— begin —
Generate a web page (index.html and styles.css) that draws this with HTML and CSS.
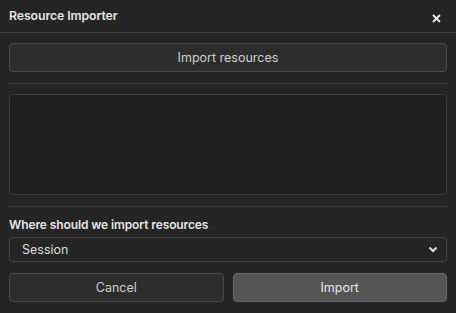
FILE: index.html
```html
<!DOCTYPE html>
<html>
<head>
<meta charset="utf-8">
<link rel="stylesheet" href="styles.css">
</head>
<body>
<div class="dialog">
  <div class="header">
    <span class="title">Resource Importer</span>
    <svg class="close" width="9" height="9" viewBox="0 0 9 9"><path d="M1 1 L8 8 M8 1 L1 8" stroke="#ececec" stroke-width="1.8"/></svg>
  </div>
  <div class="content">
    <button class="btn wide">Import resources</button>
    <div class="sep"></div>
    <textarea class="area"></textarea>
    <div class="sep"></div>
    <div class="label">Where should we import resources</div>
    <div class="select">
      <span>Session</span>
      <svg width="10" height="7" viewBox="0 0 10 7"><path d="M1.5 1.5 L5 5 L8.5 1.5" fill="none" stroke="#e0e0e0" stroke-width="2"/></svg>
    </div>
    <div class="actions">
      <button class="btn">Cancel</button>
      <button class="btn primary">Import</button>
    </div>
  </div>
</div>
</body>
</html>
```
FILE: styles.css
```css
html, body { margin: 0; padding: 0; }
body {
  background: #252525;
  font-family: Inter, "Noto Sans", sans-serif;
  color: #dcdcdc;
  width: 456px;
  height: 313px;
  overflow: hidden;
}
.header {
  height: 32px;
  border-bottom: 1px solid #3a3a3a;
  display: flex;
  align-items: center;
  justify-content: space-between;
  padding: 0 15px 0 9px;
}
.title { font-weight: 600; font-size: 12.3px; color: #e6e6e6; letter-spacing: -0.1px; margin-top: -2px; }
.close { margin-top: 4px; }
.content {
  padding: 10px 9px 0 9px;
  display: flex;
  flex-direction: column;
}
.btn {
  height: 29px;
  background: #2d2d2d;
  border: 1px solid #484848;
  border-radius: 4px;
  color: #cfcfcf;
  font-family: inherit;
  font-size: 12.5px;
  padding: 0;
}
.sep { height: 1px; background: #3a3a3a; margin: 11px 0 10px 0; }
.area {
  height: 101px;
  box-sizing: border-box;
  background: #1f1f1f;
  border: 1px solid #3c3c3c;
  border-radius: 4px;
  resize: none;
  margin: 0;
}
.label { font-weight: 600; font-size: 12px; line-height: 16px; color: #e6e6e6; margin-top: 0; letter-spacing: -0.1px; }
.select {
  margin-top: 4px;
  height: 25px;
  box-sizing: border-box;
  border: 1px solid #444;
  border-radius: 4px;
  display: flex;
  align-items: center;
  justify-content: space-between;
  padding: 0 8px 0 12px;
  font-size: 12.5px;
  color: #dcdcdc;
}
.actions {
  margin-top: 11px;
  display: grid;
  grid-template-columns: 1fr 1fr;
  gap: 9px;
}
.btn.primary { background: #555; border-color: #666; color: #e8e8e8; }
```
— end —
→ What is being asked: The listing above needs to be output again exactly. Don't include the pictures.

→ Solution to this exercise:
Generate a web page (index.html and styles.css) that draws this with HTML and CSS.
FILE: index.html
```html
<!DOCTYPE html>
<html>
<head>
<meta charset="utf-8">
<link rel="stylesheet" href="styles.css">
</head>
<body>
<div class="dialog">
  <div class="header">
    <span class="title">Resource Importer</span>
    <svg class="close" width="9" height="9" viewBox="0 0 9 9"><path d="M1 1 L8 8 M8 1 L1 8" stroke="#ececec" stroke-width="1.8"/></svg>
  </div>
  <div class="content">
    <button class="btn wide">Import resources</button>
    <div class="sep"></div>
    <textarea class="area"></textarea>
    <div class="sep"></div>
    <div class="label">Where should we import resources</div>
    <div class="select">
      <span>Session</span>
      <svg width="10" height="7" viewBox="0 0 10 7"><path d="M1.5 1.5 L5 5 L8.5 1.5" fill="none" stroke="#e0e0e0" stroke-width="2"/></svg>
    </div>
    <div class="actions">
      <button class="btn">Cancel</button>
      <button class="btn primary">Import</button>
    </div>
  </div>
</div>
</body>
</html>
```
FILE: styles.css
```css
html, body { margin: 0; padding: 0; }
body {
  background: #252525;
  font-family: Inter, "Noto Sans", sans-serif;
  color: #dcdcdc;
  width: 456px;
  height: 313px;
  overflow: hidden;
}
.header {
  height: 32px;
  border-bottom: 1px solid #3a3a3a;
  display: flex;
  align-items: center;
  justify-content: space-between;
  padding: 0 15px 0 9px;
}
.title { font-weight: 600; font-size: 12.3px; color: #e6e6e6; letter-spacing: -0.1px; margin-top: -2px; }
.close { margin-top: 4px; }
.content {
  padding: 10px 9px 0 9px;
  display: flex;
  flex-direction: column;
}
.btn {
  height: 29px;
  background: #2d2d2d;
  border: 1px solid #484848;
  border-radius: 4px;
  color: #cfcfcf;
  font-family: inherit;
  font-size: 12.5px;
  padding: 0;
}
.sep { height: 1px; background: #3a3a3a; margin: 11px 0 10px 0; }
.area {
  height: 101px;
  box-sizing: border-box;
  background: #1f1f1f;
  border: 1px solid #3c3c3c;
  border-radius: 4px;
  resize: none;
  margin: 0;
}
.label { font-weight: 600; font-size: 12px; line-height: 16px; color: #e6e6e6; margin-top: 0; letter-spacing: -0.1px; }
.select {
  margin-top: 4px;
  height: 25px;
  box-sizing: border-box;
  border: 1px solid #444;
  border-radius: 4px;
  display: flex;
  align-items: center;
  justify-content: space-between;
  padding: 0 8px 0 12px;
  font-size: 12.5px;
  color: #dcdcdc;
}
.actions {
  margin-top: 11px;
  display: grid;
  grid-template-columns: 1fr 1fr;
  gap: 9px;
}
.btn.primary { background: #555; border-color: #666; color: #e8e8e8; }
```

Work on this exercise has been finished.